How do linebackers Kwon Alexander and Lavonte David wind up with a combined zero sacks in 2017 when the Bucs needed as much pass rush as possible? Where were the double A gap blitzes for Alexander and David that defensive coordinator Mike Smith so effectively dialed up in 2016?
Why did Smith have young cornerbacks Vernon Hargreaves and Ryan Smith play more off coverage than man-to-man coverage when the game film clearly showed that Hargreaves and Smith are far better man coverage corners and produced better results when using press technique? Can Smith be trusted to make these necessary adjustments in 2018?
Why did five of Jay Hayes’ defensive linemen – Gerald McCoy, Will Gholston, Robert Ayers, Noah Spence and Sealver Siliga – have fewer sacks in 2017 than they did in 2016? What’s to suggest this will turnaround in 2018?
Have the Bucs finally solved their kicking situation with Patrick Murray, who is expected to be re-signed this offseason, or will the field goal nightmare continue as Tampa Bay is haunted by the ghosts of Kyle Brindza, Roberto Aguayo and Nick Folk?
Coming off a disappointing 2016 campaign, this Tampa Bay team has far more questions than answers. This team is not one or two players away from the playoffs. The Bucs were actually farther away from the playoffs at 9-7 in 2016 than any of us truly realized, and that became evident with the 5-11 record last year.
For those of you out there that are ever optimistic about your Buccaneers, don’t let me persuade you otherwise.
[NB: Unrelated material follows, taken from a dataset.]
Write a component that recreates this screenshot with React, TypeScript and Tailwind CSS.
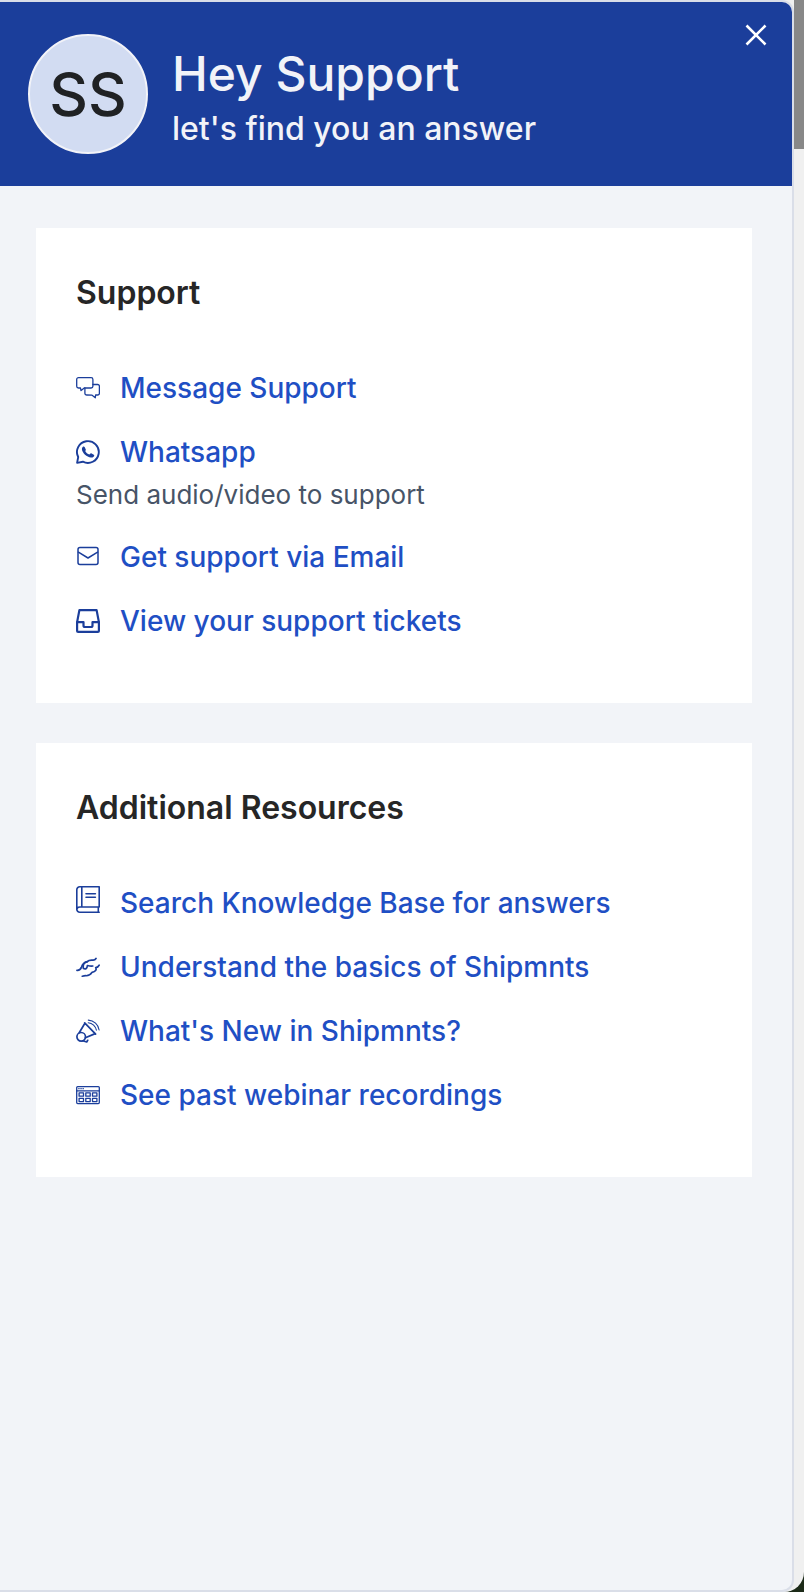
import type { ReactNode } from 'react';

type ResourceLink = {
  label: string;
  icon: ReactNode;
  description?: string;
};

const iconProps = {
  width: 24,
  fill: 'none',
  stroke: 'currentColor',
  strokeLinecap: 'round' as const,
  strokeLinejoin: 'round' as const,
  'aria-hidden': true,
  className: 'shrink-0 text-[#1b3e9b]',
};

function ChatIcon() {
  return (
    <svg {...iconProps} height={24} viewBox="0 0 24 24" strokeWidth="1.3">
      <path d="M2.5 1.6h12.6a1.800 1.800 0 0 1 1.800 1.800v6.800a1.800 1.800 0 0 1-1.800 1.800H8.200l-1.800 1.400-1.400 1.200-.5-2.600h-2A1.800 1.800 0 0 1 .7 10.200V3.400a1.800 1.800 0 0 1 1.800-1.800z" />
      <path d="M16.900 8.500h4.700a1.800 1.800 0 0 1 1.800 1.800v6.900a1.800 1.800 0 0 1-1.800 1.800h-2l-.3 2.800-3.200-2.600-5.400-.2a1.800 1.800 0 0 1-1.800-1.800V12" />
    </svg>
  );
}

function WhatsappIcon() {
  return (
    <svg {...iconProps} height={24} viewBox="0 0 24 24" strokeWidth="1.9">
      <path d="M1.1 22.9l1.100-5.900a10.900 10.900 0 1 1 4.700 4.700z" />
      <path
        d="M6.700 6.900c.5-.6 1.500-.6 1.900.1l1.200 2.400c.2.500 0 1-.6 1.700 1 1.800 2.300 2.900 4.200 3.500l1.100-1c.4-.3.700-.3 1.100-.1l2.200 1.200c.4.200.6.600.4 1.100-.4 1.300-1.600 1.900-3.200 1.700C10.800 17.200 6.300 13 5.900 9.300c-.1-1 .2-1.700.8-2.400z"
        fill="currentColor"
        stroke="none"
      />
    </svg>
  );
}

function MailIcon() {
  return (
    <svg {...iconProps} height={24} viewBox="0 0 24 24" strokeWidth="1.5">
      <rect x="2" y="2.500" width="20" height="17" rx="2" />
      <path d="M2.400 7.200L12 13l9.600-5.800" />
    </svg>
  );
}

function InboxIcon() {
  return (
    <svg {...iconProps} height={24} viewBox="0 0 24 24" strokeWidth="2.200">
      <path d="M3.400 1.100h17.200l2.300 12v8.800a1 1 0 0 1-1 1H2.100a1 1 0 0 1-1-1v-8.800z" />
      <path d="M1.200 13.200h6.300v3.300a1.500 1.500 0 0 0 1.500 1.500h6a1.500 1.500 0 0 0 1.500-1.500v-3.300h6.300" />
    </svg>
  );
}

// drawn taller than its artwork so the book sits above the text's centre line
function BookIcon() {
  return (
    <svg {...iconProps} height={34} viewBox="0 0 24 34" strokeWidth="1.6">
      <path d="M23.200.8H3.800A3 3 0 0 0 .8 3.800v19.400a3 3 0 0 0 3 3h19.400M23.200.8v20.200H3.800a3 3 0 0 0-3 2.700M22.300 21.300v4.700M5.800 1.200v19.700M10 7.800h9.400M10 11.200h9.400" />
    </svg>
  );
}

function HandshakeIcon() {
  return (
    <svg {...iconProps} height={24} viewBox="0 0 24 24" strokeWidth="1.700">
      <path d="M20 3.500c-.8 1.300-1.900 1.700-3.300 1.600-2.300-.2-3.900-.2-5.400 1.500C8 7.500 6.300 9.400 5.400 12.400 4.500 14.900 3 15.500.9 15.300" />
      <path d="M11.300 6.600c-3.200.5-4.800 2.900-3.900 6.900 2.300 1 3.800-.1 4-3 2.100.5 3.800.8 5.400.5" />
      <path d="M23.200 10.200c-.7 1.600-1.900 2.300-3.500 2.300 1.200 2.300-.2 4.200-3.700 4.900-1.800 2.800-4.200 3.500-6.500 3.300-1.200 0-2 .2-3.200.5" />
    </svg>
  );
}

function MegaphoneIcon() {
  return (
    <svg {...iconProps} height={24} viewBox="0 0 24 24" strokeWidth="1.700">
      <circle cx="5.200" cy="17.800" r="4.300" />
      <path d="M3.200 13.800L8.900 4.200 19.200 14.600 9.400 18.800M8.700 3.900l10.900 11.200M6.700 21.800l4 1.200 1-1.700" />
      <path d="M12.300 1.100c5.500.2 10.200 4.700 10.800 9.900M12.200 3.700c4.200.3 7.500 3.600 8.200 7.500" strokeWidth="1.100" />
    </svg>
  );
}

function CalendarIcon() {
  return (
    <svg {...iconProps} height={24} viewBox="0 0 24 24" strokeWidth="1.300">
      <rect x=".7" y="3.600" width="22.600" height="17" rx="1" />
      <path d="M1 7.800h22M2.800 5.700h.3M4.900 5.700h.3M7 5.700h.3" />
      <path d="M3.100 9.900h4.400v3.300H3.100zM9.800 9.900h4.400v3.300H9.800zM16.500 9.900h4.400v3.300h-4.400zM3.100 15.300h4.400v3.300H3.100zM9.800 15.300h4.400v3.300H9.800zM16.500 15.300h4.400v3.300h-4.400z" />
    </svg>
  );
}

const supportLinks: ResourceLink[] = [
  { label: 'Message Support', icon: <ChatIcon /> },
  { label: 'Whatsapp', icon: <WhatsappIcon />, description: 'Send audio/video to support' },
  { label: 'Get support via Email', icon: <MailIcon /> },
  { label: 'View your support tickets', icon: <InboxIcon /> },
];

const resourceLinks: ResourceLink[] = [
  { label: 'Search Knowledge Base for answers', icon: <BookIcon /> },
  { label: 'Understand the basics of Shipmnts', icon: <HandshakeIcon /> },
  { label: "What's New in Shipmnts?", icon: <MegaphoneIcon /> },
  { label: 'See past webinar recordings', icon: <CalendarIcon /> },
];

function LinkCard({ title, links }: { title: string; links: ResourceLink[] }) {
  return (
    <section className="bg-white px-10 pt-10 pb-[60px]">
      <h2 className="text-[32px] leading-[50px] font-semibold text-[#262626]">{title}</h2>
      <ul className="mt-12 flex flex-col gap-5">
        {links.map((link) => (
          <li key={link.label}>
            <a
              href="#"
              className="flex w-fit items-center gap-5 text-[28px] leading-[44px] font-medium text-[#1f4fc4] hover:underline"
            >
              {link.icon}
              <span>{link.label}</span>
            </a>
            {link.description && (
              <p className="text-[26px] leading-[41px] text-[#475467]">{link.description}</p>
            )}
          </li>
        ))}
      </ul>
    </section>
  );
}

export default function App() {
  return (
    <div className="bg-[#1c2a18] font-['Inter',sans-serif]">
      <div className="flex min-h-screen overflow-hidden rounded-br-[20px] bg-[#f0f0f0]">
        {/* Panel */}
        <div className="flex flex-1 flex-col overflow-hidden rounded-r-xl border-y-2 border-r-2 border-[#dadee8] bg-[#f2f4f8]">
          <header className="flex h-[184px] items-start justify-between bg-[#1b3e9b] text-[#f2f3f8]">
            <div className="flex items-center gap-6 pt-8 pl-7">
              <div className="flex size-[120px] shrink-0 items-center justify-center rounded-full border-2 border-[#f2f3f8] bg-[#d2dcf2] text-[60px] font-medium text-[#202224]">
                SS
              </div>
              <div className="pt-2.5">
                <h1 className="text-[48px] leading-[60px] font-medium">Hey Support</h1>
                <p className="text-[32px] leading-[50px] font-medium">let's find you an answer</p>
              </div>
            </div>
            <button type="button" aria-label="Close" className="mt-[21px] mr-6 cursor-pointer">
              <svg width="24" height="24" viewBox="0 0 24 24" stroke="white" strokeWidth="2.600" aria-hidden="true">
                <path d="M2.500 2.500l19 19M21.500 2.500l-19 19" />
              </svg>
            </button>
          </header>

          <main className="flex flex-col gap-10 pt-[42px] pr-10 pb-10 pl-9">
            <LinkCard title="Support" links={supportLinks} />
            <LinkCard title="Additional Resources" links={resourceLinks} />
          </main>
        </div>

        {/* Scroll track */}
        <div className="w-[10px] shrink-0">
          <div className="h-[149px] bg-[#888888]" />
        </div>
      </div>
    </div>
  );
}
Keep the faith and hope I’m wrong.
I don’t want to be a Debbie Downer. I’m simply being a Realistic Reynolds.
This team has one offseason to make all the right moves from a personnel standpoint, and one season to press all the right buttons from a coaching standpoint. Otherwise it’s regime change and hitting the “start over” button once again in Tampa Bay.
It’s a daunting task.
Right now, this is a 6-10 football team in my opinion. Licht will add some players in free agency and the draft and that record might tick up a bit to 7-9 by the time training camp rolls around. Keep in mind that the Bucs play in the rough and tumble NFC South where New Orleans, Carolina and Atlanta all made the playoffs last year.
Bouncing back won’t be quick or easy for the Buccaneers in their division.
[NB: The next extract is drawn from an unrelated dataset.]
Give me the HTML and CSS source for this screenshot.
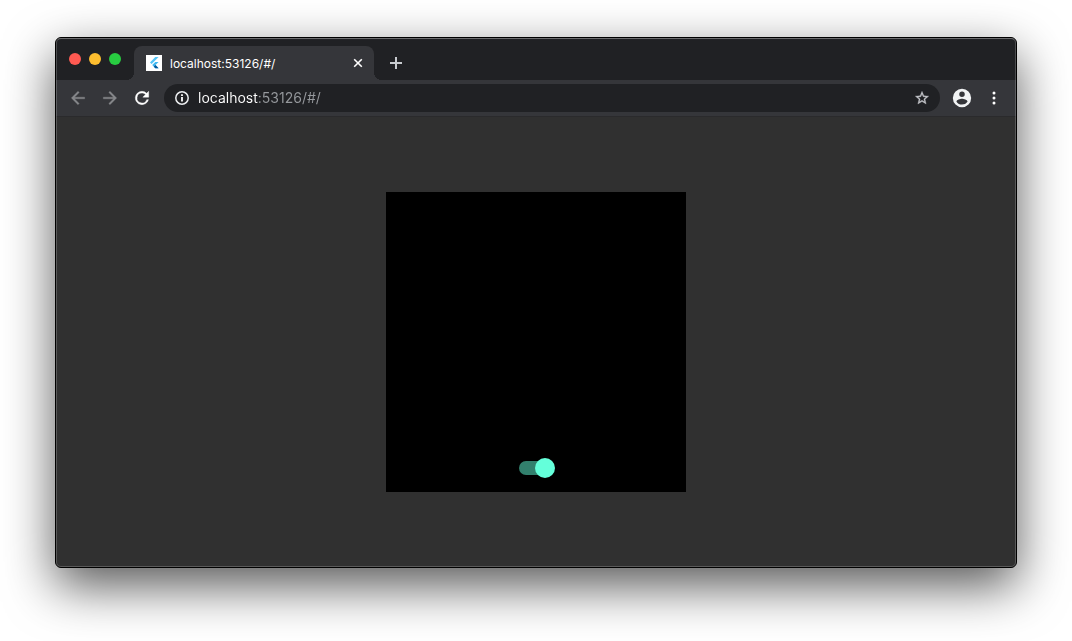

Until this team changes the losing culture that exists at One Buccaneer Place and ultimately proves it by making an unexpected postseason run I won’t believe in the Bucs and won’t overhype this team again.
There will be a day when that ultimately happens and the Bucs make the playoffs again, but it seems like mission impossible to think that’s going to happen in 2018.